#### [EXERCISE TASK]
Quote all lines below exactly. Images stay out.
--- start ---
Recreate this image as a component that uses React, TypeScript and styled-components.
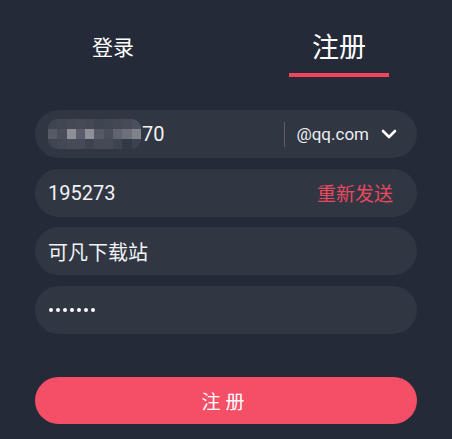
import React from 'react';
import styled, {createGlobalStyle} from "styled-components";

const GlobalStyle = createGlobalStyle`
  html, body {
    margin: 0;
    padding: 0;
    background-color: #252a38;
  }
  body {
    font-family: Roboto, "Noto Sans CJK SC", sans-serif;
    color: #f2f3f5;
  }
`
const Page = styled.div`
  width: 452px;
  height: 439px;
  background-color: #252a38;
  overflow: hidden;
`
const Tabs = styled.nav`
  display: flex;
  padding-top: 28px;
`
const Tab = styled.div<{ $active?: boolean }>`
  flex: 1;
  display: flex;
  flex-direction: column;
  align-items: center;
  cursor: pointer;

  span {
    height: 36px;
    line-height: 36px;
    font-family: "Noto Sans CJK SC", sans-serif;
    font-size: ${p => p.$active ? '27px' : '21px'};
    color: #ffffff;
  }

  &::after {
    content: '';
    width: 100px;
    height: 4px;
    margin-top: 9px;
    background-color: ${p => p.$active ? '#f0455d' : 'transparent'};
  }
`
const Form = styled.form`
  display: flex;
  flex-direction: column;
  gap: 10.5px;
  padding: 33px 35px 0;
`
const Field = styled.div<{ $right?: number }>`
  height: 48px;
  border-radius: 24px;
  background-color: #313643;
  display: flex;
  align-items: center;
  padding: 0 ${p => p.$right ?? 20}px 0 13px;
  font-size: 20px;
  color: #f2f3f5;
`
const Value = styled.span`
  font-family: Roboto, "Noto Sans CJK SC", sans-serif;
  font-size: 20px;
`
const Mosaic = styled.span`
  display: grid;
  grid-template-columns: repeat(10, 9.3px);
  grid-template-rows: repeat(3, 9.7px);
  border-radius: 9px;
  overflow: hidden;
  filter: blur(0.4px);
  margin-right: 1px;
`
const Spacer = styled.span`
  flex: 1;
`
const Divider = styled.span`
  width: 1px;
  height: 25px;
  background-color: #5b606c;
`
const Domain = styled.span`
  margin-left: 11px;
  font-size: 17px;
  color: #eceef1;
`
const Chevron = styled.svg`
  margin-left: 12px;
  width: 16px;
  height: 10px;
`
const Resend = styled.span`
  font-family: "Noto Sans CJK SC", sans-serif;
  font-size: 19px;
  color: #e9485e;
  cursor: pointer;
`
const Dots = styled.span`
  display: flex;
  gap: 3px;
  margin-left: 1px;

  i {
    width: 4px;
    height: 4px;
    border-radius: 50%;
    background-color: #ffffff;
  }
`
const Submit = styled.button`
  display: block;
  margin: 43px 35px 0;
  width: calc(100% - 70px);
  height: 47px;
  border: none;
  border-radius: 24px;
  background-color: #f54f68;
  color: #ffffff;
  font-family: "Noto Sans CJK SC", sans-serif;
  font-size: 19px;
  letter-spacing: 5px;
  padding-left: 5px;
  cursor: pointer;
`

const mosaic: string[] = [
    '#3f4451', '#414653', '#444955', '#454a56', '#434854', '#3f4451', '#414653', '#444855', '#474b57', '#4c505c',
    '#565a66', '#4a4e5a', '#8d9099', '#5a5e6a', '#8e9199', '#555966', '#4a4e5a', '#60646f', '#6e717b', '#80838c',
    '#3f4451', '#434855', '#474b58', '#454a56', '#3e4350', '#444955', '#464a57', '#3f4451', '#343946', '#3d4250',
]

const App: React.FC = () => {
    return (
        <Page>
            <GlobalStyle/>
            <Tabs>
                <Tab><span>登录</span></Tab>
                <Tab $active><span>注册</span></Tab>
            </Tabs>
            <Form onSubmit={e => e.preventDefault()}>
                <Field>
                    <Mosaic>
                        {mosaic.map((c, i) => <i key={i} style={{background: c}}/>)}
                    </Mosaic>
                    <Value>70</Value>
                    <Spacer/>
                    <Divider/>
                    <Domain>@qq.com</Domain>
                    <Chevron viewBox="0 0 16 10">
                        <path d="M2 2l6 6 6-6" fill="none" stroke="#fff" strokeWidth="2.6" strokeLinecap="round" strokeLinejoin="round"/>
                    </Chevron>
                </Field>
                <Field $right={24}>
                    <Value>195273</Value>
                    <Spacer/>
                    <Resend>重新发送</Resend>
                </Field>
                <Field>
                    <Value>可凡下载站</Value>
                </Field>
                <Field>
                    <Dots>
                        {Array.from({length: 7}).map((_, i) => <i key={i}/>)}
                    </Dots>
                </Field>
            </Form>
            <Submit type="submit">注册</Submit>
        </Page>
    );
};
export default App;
--- end ---
#### [WRITTEN RESPONSE]
Recreate this image as a component that uses React, TypeScript and styled-components.
import React from 'react';
import styled, {createGlobalStyle} from "styled-components";

const GlobalStyle = createGlobalStyle`
  html, body {
    margin: 0;
    padding: 0;
    background-color: #252a38;
  }
  body {
    font-family: Roboto, "Noto Sans CJK SC", sans-serif;
    color: #f2f3f5;
  }
`
const Page = styled.div`
  width: 452px;
  height: 439px;
  background-color: #252a38;
  overflow: hidden;
`
const Tabs = styled.nav`
  display: flex;
  padding-top: 28px;
`
const Tab = styled.div<{ $active?: boolean }>`
  flex: 1;
  display: flex;
  flex-direction: column;
  align-items: center;
  cursor: pointer;

  span {
    height: 36px;
    line-height: 36px;
    font-family: "Noto Sans CJK SC", sans-serif;
    font-size: ${p => p.$active ? '27px' : '21px'};
    color: #ffffff;
  }

  &::after {
    content: '';
    width: 100px;
    height: 4px;
    margin-top: 9px;
    background-color: ${p => p.$active ? '#f0455d' : 'transparent'};
  }
`
const Form = styled.form`
  display: flex;
  flex-direction: column;
  gap: 10.5px;
  padding: 33px 35px 0;
`
const Field = styled.div<{ $right?: number }>`
  height: 48px;
  border-radius: 24px;
  background-color: #313643;
  display: flex;
  align-items: center;
  padding: 0 ${p => p.$right ?? 20}px 0 13px;
  font-size: 20px;
  color: #f2f3f5;
`
const Value = styled.span`
  font-family: Roboto, "Noto Sans CJK SC", sans-serif;
  font-size: 20px;
`
const Mosaic = styled.span`
  display: grid;
  grid-template-columns: repeat(10, 9.3px);
  grid-template-rows: repeat(3, 9.7px);
  border-radius: 9px;
  overflow: hidden;
  filter: blur(0.4px);
  margin-right: 1px;
`
const Spacer = styled.span`
  flex: 1;
`
const Divider = styled.span`
  width: 1px;
  height: 25px;
  background-color: #5b606c;
`
const Domain = styled.span`
  margin-left: 11px;
  font-size: 17px;
  color: #eceef1;
`
const Chevron = styled.svg`
  margin-left: 12px;
  width: 16px;
  height: 10px;
`
const Resend = styled.span`
  font-family: "Noto Sans CJK SC", sans-serif;
  font-size: 19px;
  color: #e9485e;
  cursor: pointer;
`
const Dots = styled.span`
  display: flex;
  gap: 3px;
  margin-left: 1px;

  i {
    width: 4px;
    height: 4px;
    border-radius: 50%;
    background-color: #ffffff;
  }
`
const Submit = styled.button`
  display: block;
  margin: 43px 35px 0;
  width: calc(100% - 70px);
  height: 47px;
  border: none;
  border-radius: 24px;
  background-color: #f54f68;
  color: #ffffff;
  font-family: "Noto Sans CJK SC", sans-serif;
  font-size: 19px;
  letter-spacing: 5px;
  padding-left: 5px;
  cursor: pointer;
`

const mosaic: string[] = [
    '#3f4451', '#414653', '#444955', '#454a56', '#434854', '#3f4451', '#414653', '#444855', '#474b57', '#4c505c',
    '#565a66', '#4a4e5a', '#8d9099', '#5a5e6a', '#8e9199', '#555966', '#4a4e5a', '#60646f', '#6e717b', '#80838c',
    '#3f4451', '#434855', '#474b58', '#454a56', '#3e4350', '#444955', '#464a57', '#3f4451', '#343946', '#3d4250',
]

const App: React.FC = () => {
    return (
        <Page>
            <GlobalStyle/>
            <Tabs>
                <Tab><span>登录</span></Tab>
                <Tab $active><span>注册</span></Tab>
            </Tabs>
            <Form onSubmit={e => e.preventDefault()}>
                <Field>
                    <Mosaic>
                        {mosaic.map((c, i) => <i key={i} style={{background: c}}/>)}
                    </Mosaic>
                    <Value>70</Value>
                    <Spacer/>
                    <Divider/>
                    <Domain>@qq.com</Domain>
                    <Chevron viewBox="0 0 16 10">
                        <path d="M2 2l6 6 6-6" fill="none" stroke="#fff" strokeWidth="2.6" strokeLinecap="round" strokeLinejoin="round"/>
                    </Chevron>
                </Field>
                <Field $right={24}>
                    <Value>195273</Value>
                    <Spacer/>
                    <Resend>重新发送</Resend>
                </Field>
                <Field>
                    <Value>可凡下载站</Value>
                </Field>
                <Field>
                    <Dots>
                        {Array.from({length: 7}).map((_, i) => <i key={i}/>)}
                    </Dots>
                </Field>
            </Form>
            <Submit type="submit">注册</Submit>
        </Page>
    );
};
export default App;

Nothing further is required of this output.